Oh right, that part.

"Do you know what you're trying to drink right now?"
garbagechild: HUE HUE HUE HUE HUE (hue hue hue heue hue)

[personal profile] garbagechild 2018-03-10 07:24 am (UTC)(link)
"Um, no. That's why I'm finding out."

SOUND LOGIC.

He lifts the jug.
haveyouseenalittlegirl: (Totally not holding a deadly weapon)

[personal profile] haveyouseenalittlegirl 2018-03-10 01:45 pm (UTC)(link)
"First let me ask a question. How much do you enjoy headaches?"
garbagechild: *when the red mist clears i'm completely fine but now wearing a dapper little suit* (*explodes into a shower of gore and foam)

[personal profile] garbagechild 2018-03-19 07:26 pm (UTC)(link)
The jug pauses on its way to his mouth.

"I don't enjoy them very much at all. Why?"
haveyouseenalittlegirl: (See that wasn't so bad)

[personal profile] haveyouseenalittlegirl 2018-03-20 01:26 am (UTC)(link)
"Because what you're about to drink there, not only causes headaches. It causes incredibly painful ones. There's a reason why not many people make it."
garbagechild: grose (ew)

[personal profile] garbagechild 2018-03-22 08:28 pm (UTC)(link)
Wrath takes a moment to stare long and hard at Harry Mason, his slightly-creepy purple-blue eyes squinting.

"... I don't believe you. Humans are fools, but even animals don't just drink things that hurt them. That would be stupid."
haveyouseenalittlegirl: (Coffee solves everything)

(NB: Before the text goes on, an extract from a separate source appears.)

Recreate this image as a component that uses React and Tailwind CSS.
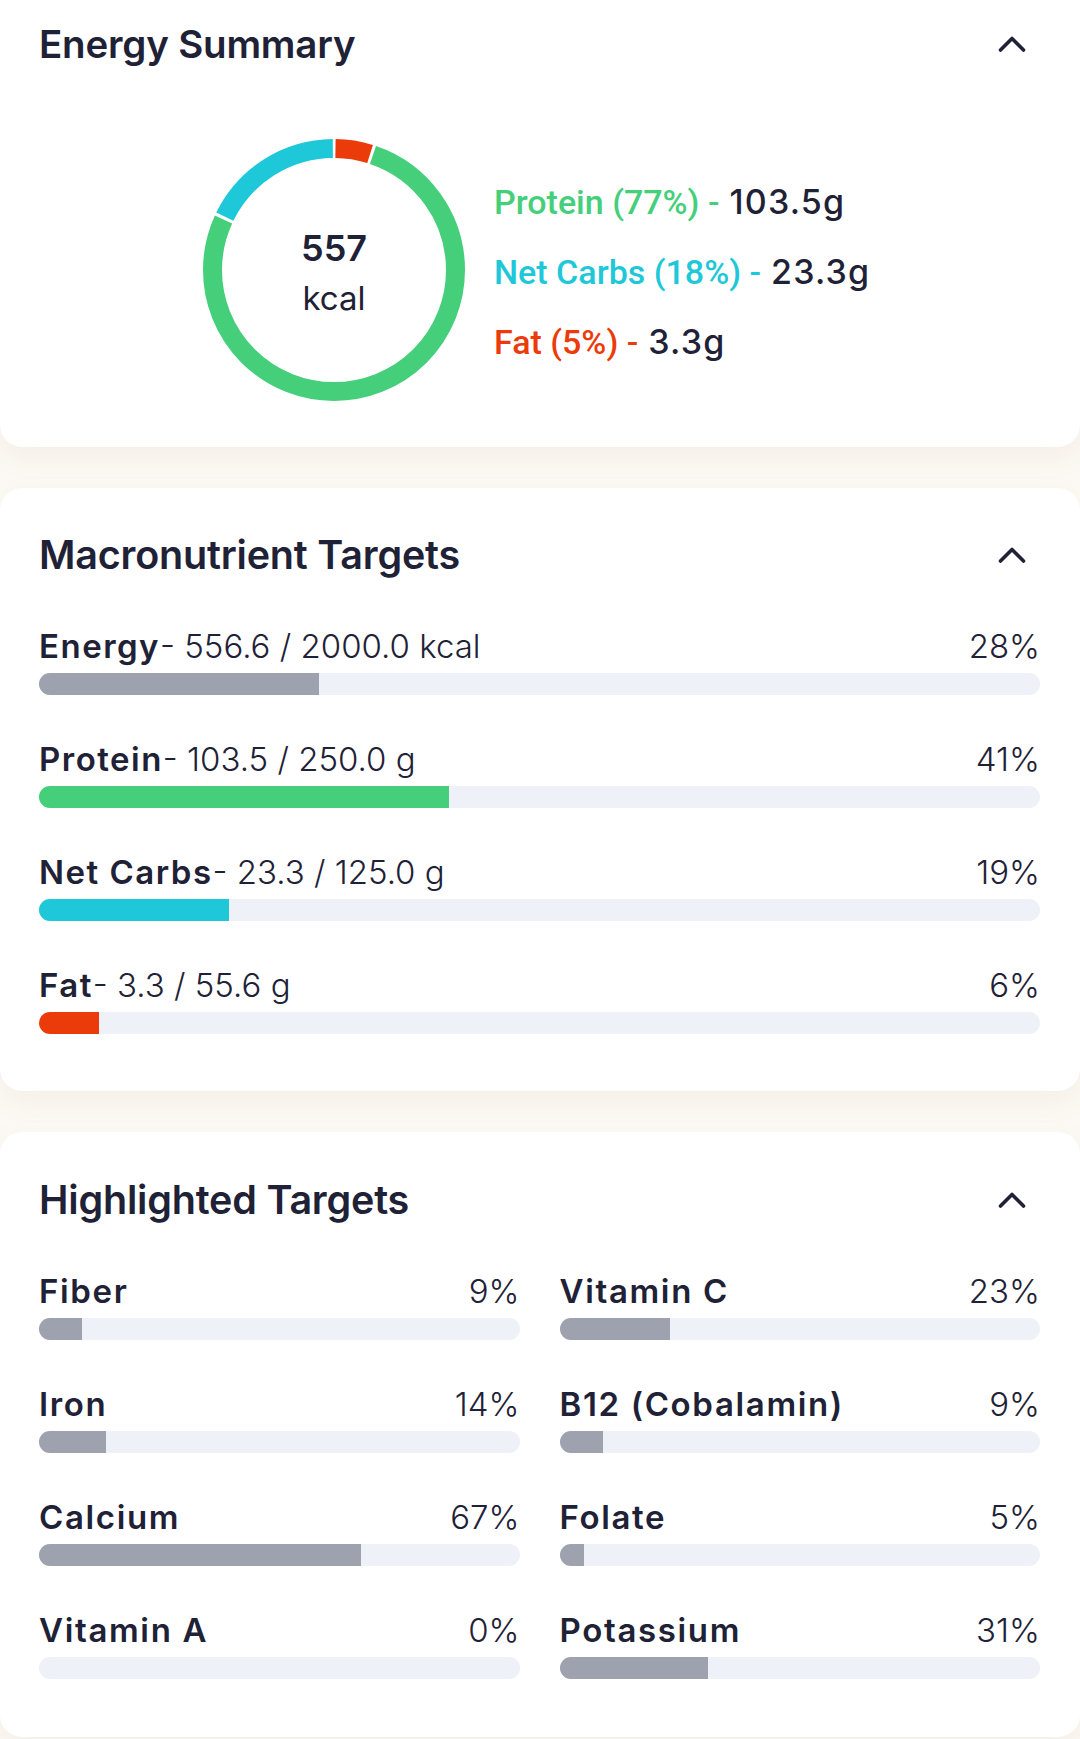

[personal profile] haveyouseenalittlegirl 2018-03-22 09:43 pm (UTC)(link)
Harry meanwhile just looks back calmly.

"It is stupid. Humans have more imagination then animals and with it they tend to sometimes come up with things to do for enjoyment that have side effects that hurt them. Like that drink you have there. People enjoy drinking it but they'll get a terrible headache from it and if they drink enough of it it can make them sick. It's just like how some humans smoke even though they know it can give them fatal diseases."
garbagechild: just collect a bunch of recently-resurrected dead people and tell them lies?? (you really think someone would do that?)

[personal profile] garbagechild 2018-03-26 05:26 am (UTC)(link)
Whoa whoa whoa wait a minute.

Record scratch noise.

"Smoking gives humans fatal diseases?"

Wrath doesn't smoke himself, obviously. He may have tried to eat a cigarette at one point and that frankly is more than enough to keep him away from them entirely now.

But a lot of his fellow team-mates smoke...
haveyouseenalittlegirl: (Radio? There's something wrong with)

[personal profile] haveyouseenalittlegirl 2018-03-26 02:16 pm (UTC)(link)
"Yes, the chemicals in cigarettes is very bad for their lungs. That can lead to lung and breathing diseases or long term ill effects. It can also cause lung or other types of cancer. A very dangerous disease that many people die from. Even being around people who smoke is bad because the smoke from the cigarettes can get into the other persons lungs and damage them."

Hello this is an anti-smoking psa from Harry Mason.
garbagechild: hmmm... i'd have to say "gnawing and clawing" (my love language??)

[personal profile] garbagechild 2018-03-29 04:36 pm (UTC)(link)
Wrath listens to this, his expression nothing short of dead serious, mouth pressed into a grim line.

When the PSA comes to an end, he nods quietly.

"I see. Thank you."

He puts the jug down.

Then he turns around and just... trots away.

He heads all the way out of the dump and to the street.

And then just... keeps jogging.

Goodbye Wrath.
haveyouseenalittlegirl: (Searching the darkness)

[personal profile] haveyouseenalittlegirl 2018-03-29 10:25 pm (UTC)(link)
"You're....welcome?"

Goodbye Wrath.

Harry will watch the boy run off and then shake his head before turning back to the party. Having no idea what he's just done.